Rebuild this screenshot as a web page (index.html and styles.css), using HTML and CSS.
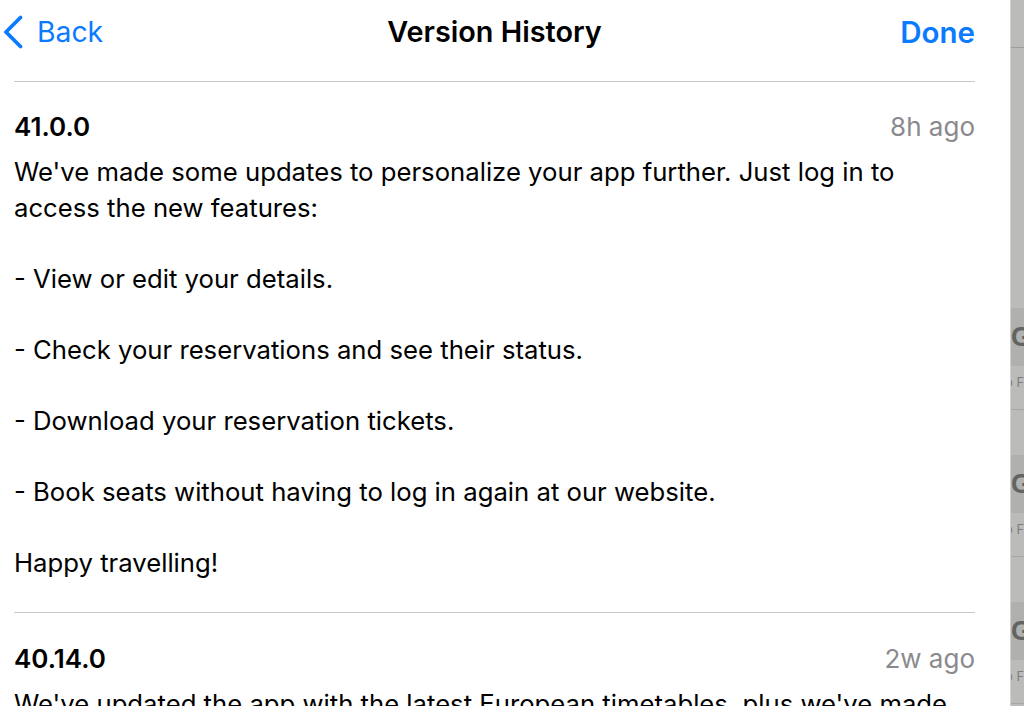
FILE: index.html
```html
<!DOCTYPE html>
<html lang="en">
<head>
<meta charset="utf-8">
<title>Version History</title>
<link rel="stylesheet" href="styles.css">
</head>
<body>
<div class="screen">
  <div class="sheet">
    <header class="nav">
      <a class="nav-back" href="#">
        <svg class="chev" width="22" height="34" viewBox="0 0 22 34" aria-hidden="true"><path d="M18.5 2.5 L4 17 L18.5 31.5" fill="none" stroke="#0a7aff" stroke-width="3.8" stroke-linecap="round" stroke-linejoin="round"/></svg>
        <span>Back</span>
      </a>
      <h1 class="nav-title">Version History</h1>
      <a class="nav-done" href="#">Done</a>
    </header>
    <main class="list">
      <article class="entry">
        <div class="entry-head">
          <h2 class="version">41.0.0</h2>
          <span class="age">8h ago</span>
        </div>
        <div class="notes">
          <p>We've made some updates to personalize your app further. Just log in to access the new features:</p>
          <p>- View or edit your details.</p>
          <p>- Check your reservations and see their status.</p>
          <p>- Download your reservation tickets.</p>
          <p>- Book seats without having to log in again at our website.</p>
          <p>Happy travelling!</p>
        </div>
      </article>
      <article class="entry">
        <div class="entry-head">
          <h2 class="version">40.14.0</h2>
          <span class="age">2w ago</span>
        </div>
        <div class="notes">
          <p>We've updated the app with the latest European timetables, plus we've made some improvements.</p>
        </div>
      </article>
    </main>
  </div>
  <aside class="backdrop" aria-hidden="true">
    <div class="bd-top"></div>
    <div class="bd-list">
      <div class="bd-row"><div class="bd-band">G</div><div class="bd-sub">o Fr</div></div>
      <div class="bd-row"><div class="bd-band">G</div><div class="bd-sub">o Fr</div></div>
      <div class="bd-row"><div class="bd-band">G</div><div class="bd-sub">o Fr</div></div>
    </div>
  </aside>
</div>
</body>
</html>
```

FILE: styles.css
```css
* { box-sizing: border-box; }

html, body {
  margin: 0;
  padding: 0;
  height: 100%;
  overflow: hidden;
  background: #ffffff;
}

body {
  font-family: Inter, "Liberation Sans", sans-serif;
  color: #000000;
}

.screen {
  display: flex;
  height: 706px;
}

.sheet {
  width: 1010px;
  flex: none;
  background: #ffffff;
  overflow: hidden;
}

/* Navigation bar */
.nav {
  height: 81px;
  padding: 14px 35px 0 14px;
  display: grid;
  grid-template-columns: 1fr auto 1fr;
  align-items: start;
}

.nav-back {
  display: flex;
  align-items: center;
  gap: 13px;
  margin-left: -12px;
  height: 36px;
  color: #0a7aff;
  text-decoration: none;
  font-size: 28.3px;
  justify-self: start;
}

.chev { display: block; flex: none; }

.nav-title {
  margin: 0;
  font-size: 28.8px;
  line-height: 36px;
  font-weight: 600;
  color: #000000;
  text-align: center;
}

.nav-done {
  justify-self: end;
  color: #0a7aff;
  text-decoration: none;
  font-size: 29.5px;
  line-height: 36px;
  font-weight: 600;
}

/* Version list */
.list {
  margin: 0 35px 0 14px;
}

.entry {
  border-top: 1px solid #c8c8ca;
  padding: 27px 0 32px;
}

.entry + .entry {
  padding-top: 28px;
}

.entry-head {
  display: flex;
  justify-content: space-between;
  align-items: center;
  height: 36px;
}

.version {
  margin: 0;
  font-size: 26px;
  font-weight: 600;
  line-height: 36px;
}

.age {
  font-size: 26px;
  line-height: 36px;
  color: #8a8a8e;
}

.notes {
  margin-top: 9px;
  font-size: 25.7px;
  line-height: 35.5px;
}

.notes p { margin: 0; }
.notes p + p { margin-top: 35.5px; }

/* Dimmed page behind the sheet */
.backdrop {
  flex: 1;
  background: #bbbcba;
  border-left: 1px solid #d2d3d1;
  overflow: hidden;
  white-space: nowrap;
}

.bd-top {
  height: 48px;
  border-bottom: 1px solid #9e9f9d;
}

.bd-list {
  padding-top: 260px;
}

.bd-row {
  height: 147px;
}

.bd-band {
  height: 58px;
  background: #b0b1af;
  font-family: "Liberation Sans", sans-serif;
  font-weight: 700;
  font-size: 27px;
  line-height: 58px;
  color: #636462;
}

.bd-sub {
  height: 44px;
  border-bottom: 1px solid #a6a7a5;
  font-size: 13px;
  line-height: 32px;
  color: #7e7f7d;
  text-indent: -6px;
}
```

...

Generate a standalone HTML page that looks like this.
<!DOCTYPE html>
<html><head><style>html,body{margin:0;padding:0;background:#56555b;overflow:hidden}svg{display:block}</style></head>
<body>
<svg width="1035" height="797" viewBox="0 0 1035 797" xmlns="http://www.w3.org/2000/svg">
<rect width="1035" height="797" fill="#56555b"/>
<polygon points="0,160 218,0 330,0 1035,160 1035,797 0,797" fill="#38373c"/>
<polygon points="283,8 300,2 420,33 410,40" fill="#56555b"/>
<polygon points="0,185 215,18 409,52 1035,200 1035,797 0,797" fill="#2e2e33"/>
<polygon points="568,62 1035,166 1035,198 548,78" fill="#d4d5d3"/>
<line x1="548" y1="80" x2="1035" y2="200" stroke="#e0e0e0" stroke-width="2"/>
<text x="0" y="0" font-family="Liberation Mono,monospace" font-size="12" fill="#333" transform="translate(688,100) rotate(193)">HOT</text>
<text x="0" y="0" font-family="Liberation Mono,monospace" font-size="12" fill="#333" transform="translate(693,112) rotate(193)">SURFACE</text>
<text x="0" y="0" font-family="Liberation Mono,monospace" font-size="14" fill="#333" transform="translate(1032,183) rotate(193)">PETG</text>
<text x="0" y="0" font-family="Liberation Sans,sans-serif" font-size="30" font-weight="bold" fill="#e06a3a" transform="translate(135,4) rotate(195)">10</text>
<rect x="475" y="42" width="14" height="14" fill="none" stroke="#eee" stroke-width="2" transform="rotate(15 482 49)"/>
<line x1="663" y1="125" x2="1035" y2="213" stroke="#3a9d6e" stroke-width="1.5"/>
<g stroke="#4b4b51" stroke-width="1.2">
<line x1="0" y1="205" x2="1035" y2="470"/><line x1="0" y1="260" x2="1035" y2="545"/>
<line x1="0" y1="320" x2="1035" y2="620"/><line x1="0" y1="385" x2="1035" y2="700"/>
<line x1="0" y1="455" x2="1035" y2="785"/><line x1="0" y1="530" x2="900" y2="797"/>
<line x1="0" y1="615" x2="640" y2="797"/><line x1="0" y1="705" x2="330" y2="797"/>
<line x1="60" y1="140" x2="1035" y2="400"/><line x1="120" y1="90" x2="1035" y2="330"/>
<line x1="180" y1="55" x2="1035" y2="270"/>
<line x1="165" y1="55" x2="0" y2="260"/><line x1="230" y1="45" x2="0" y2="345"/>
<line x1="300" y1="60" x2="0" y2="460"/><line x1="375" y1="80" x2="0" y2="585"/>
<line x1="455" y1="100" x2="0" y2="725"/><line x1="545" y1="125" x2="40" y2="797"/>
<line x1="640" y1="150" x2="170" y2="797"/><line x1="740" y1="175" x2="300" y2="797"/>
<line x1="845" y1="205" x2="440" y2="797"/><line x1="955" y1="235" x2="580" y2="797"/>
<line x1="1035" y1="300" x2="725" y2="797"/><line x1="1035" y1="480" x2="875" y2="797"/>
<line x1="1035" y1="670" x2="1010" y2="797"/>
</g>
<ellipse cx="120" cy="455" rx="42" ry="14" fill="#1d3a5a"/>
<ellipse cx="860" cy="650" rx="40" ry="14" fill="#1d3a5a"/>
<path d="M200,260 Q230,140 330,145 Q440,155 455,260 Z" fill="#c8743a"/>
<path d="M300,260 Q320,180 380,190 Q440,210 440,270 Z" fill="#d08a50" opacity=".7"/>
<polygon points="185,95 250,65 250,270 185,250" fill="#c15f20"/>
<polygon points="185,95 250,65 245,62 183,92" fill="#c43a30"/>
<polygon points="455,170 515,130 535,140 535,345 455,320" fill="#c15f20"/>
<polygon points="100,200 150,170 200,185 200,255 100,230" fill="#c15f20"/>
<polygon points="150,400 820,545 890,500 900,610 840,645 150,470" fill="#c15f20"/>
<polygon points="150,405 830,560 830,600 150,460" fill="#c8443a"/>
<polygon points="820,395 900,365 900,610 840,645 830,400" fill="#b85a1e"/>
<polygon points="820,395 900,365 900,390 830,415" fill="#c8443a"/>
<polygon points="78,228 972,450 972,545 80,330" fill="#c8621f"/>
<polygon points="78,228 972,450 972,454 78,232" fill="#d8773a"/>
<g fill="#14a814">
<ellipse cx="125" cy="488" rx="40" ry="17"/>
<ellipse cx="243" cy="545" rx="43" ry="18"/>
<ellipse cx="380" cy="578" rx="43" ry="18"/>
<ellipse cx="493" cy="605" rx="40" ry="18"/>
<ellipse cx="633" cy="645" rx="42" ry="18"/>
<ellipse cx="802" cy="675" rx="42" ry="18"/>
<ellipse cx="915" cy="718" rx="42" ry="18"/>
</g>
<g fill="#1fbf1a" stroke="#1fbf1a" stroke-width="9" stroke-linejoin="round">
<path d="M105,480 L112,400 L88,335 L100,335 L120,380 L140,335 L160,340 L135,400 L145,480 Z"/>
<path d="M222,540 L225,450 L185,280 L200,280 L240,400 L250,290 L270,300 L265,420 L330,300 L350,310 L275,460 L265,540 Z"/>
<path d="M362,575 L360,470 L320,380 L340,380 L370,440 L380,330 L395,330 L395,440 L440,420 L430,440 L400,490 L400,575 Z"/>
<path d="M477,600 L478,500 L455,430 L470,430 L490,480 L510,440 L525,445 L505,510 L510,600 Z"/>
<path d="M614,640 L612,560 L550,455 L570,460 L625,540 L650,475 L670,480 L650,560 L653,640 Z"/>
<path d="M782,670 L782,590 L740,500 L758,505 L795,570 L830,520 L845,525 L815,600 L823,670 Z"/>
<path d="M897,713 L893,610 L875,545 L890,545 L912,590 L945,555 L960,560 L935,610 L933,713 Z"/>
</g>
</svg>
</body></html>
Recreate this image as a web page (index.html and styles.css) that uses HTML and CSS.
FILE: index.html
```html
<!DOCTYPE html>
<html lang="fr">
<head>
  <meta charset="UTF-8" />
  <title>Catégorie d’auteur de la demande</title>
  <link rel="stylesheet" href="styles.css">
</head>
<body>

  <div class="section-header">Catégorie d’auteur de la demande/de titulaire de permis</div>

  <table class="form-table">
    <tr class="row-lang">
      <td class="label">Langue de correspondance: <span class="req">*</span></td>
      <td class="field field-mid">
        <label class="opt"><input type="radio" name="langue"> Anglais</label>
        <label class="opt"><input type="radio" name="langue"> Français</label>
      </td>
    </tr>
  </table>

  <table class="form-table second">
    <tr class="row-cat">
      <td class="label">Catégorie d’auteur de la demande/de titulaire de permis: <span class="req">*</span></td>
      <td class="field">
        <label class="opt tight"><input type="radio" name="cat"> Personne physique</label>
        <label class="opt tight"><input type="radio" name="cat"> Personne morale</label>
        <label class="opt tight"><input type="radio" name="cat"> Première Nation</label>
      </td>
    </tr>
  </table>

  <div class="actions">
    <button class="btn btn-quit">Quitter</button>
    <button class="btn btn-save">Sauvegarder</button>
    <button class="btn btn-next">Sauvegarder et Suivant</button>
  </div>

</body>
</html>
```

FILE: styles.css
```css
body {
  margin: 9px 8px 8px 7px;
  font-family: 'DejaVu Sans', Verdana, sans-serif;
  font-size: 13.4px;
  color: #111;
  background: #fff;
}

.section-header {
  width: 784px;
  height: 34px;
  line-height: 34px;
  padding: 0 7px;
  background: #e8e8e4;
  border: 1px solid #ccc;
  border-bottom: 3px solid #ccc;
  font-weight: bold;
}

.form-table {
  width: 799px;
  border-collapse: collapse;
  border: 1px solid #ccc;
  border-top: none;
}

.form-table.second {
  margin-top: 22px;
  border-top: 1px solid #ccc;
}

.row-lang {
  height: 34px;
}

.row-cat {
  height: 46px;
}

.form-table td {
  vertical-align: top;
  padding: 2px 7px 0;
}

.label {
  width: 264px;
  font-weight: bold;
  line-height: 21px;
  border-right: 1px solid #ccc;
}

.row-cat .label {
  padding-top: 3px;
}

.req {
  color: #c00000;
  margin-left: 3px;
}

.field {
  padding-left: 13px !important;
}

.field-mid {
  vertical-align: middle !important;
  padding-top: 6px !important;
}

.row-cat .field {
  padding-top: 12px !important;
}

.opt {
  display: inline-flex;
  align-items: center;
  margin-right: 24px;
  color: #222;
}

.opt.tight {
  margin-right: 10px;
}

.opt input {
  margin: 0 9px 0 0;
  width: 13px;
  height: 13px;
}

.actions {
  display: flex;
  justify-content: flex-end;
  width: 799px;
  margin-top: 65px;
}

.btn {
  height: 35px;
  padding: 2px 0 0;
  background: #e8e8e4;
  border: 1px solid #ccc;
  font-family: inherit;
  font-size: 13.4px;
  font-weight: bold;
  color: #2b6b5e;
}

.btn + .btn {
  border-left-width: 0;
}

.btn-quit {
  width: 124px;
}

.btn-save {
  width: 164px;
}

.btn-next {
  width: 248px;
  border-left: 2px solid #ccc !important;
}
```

==

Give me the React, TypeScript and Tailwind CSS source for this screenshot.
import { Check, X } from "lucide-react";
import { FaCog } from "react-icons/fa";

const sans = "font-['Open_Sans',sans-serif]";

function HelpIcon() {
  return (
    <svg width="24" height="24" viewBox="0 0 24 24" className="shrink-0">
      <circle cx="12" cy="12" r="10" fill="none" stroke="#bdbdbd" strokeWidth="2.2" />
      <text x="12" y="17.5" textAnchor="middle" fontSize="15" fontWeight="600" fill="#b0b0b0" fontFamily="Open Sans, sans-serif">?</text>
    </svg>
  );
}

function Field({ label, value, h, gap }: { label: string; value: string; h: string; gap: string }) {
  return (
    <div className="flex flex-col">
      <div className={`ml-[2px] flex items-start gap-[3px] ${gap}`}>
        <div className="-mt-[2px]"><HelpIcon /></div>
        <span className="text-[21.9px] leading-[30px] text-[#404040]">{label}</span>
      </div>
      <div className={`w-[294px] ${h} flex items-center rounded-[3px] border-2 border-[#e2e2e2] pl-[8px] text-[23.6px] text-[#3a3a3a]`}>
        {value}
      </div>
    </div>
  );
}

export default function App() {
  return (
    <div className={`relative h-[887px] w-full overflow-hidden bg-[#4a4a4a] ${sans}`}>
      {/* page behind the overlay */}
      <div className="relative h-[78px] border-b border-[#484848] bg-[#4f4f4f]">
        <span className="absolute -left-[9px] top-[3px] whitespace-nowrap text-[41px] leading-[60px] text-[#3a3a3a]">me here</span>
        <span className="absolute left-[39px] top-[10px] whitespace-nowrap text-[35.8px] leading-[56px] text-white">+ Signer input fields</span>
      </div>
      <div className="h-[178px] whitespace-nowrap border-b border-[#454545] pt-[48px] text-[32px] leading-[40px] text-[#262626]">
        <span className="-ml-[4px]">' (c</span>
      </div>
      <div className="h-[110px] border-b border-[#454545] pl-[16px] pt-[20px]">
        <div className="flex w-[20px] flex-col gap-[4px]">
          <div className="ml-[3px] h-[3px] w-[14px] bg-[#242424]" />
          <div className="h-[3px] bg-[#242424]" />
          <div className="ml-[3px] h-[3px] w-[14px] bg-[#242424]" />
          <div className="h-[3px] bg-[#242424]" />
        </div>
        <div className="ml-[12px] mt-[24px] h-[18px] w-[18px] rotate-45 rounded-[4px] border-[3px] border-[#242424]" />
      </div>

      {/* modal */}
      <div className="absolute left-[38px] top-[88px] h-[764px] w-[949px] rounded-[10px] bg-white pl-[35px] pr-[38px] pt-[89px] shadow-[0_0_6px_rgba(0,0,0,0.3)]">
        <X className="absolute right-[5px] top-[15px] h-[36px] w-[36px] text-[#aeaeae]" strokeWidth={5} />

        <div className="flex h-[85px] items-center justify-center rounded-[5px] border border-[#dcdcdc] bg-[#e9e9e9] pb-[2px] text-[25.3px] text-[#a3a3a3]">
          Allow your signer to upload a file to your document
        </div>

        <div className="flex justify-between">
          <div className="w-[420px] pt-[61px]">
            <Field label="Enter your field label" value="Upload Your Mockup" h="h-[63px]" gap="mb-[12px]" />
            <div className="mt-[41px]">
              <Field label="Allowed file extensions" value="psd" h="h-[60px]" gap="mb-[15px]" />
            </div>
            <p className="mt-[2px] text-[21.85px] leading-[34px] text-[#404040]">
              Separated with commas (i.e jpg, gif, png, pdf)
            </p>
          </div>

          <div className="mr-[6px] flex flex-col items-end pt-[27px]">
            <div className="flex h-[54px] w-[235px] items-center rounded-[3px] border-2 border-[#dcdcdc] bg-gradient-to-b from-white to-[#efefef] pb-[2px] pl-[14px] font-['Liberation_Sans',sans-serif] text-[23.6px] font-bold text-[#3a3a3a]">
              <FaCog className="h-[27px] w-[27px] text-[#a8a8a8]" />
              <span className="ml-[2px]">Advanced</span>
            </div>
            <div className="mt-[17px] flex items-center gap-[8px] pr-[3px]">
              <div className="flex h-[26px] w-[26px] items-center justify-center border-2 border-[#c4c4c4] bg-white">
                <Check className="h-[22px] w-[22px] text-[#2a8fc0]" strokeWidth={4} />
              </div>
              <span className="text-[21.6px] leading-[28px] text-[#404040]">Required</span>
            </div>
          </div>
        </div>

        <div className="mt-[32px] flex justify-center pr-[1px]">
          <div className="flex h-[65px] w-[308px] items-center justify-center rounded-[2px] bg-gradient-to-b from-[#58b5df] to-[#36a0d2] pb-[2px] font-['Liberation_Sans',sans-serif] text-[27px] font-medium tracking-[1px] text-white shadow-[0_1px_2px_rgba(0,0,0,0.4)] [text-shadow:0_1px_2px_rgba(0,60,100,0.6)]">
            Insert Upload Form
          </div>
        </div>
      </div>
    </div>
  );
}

▶ **EXERCISE GOAL**
Using the records above, list each line that includes "page".

▶ **REPLY TO THE EXERCISE**
Rebuild this screenshot as a web page (index.html and styles.css), using HTML and CSS.
/* Dimmed page behind the sheet */
Generate a standalone HTML page that looks like this.
Recreate this image as a web page (index.html and styles.css) that uses HTML and CSS.
      {/* page behind the overlay */}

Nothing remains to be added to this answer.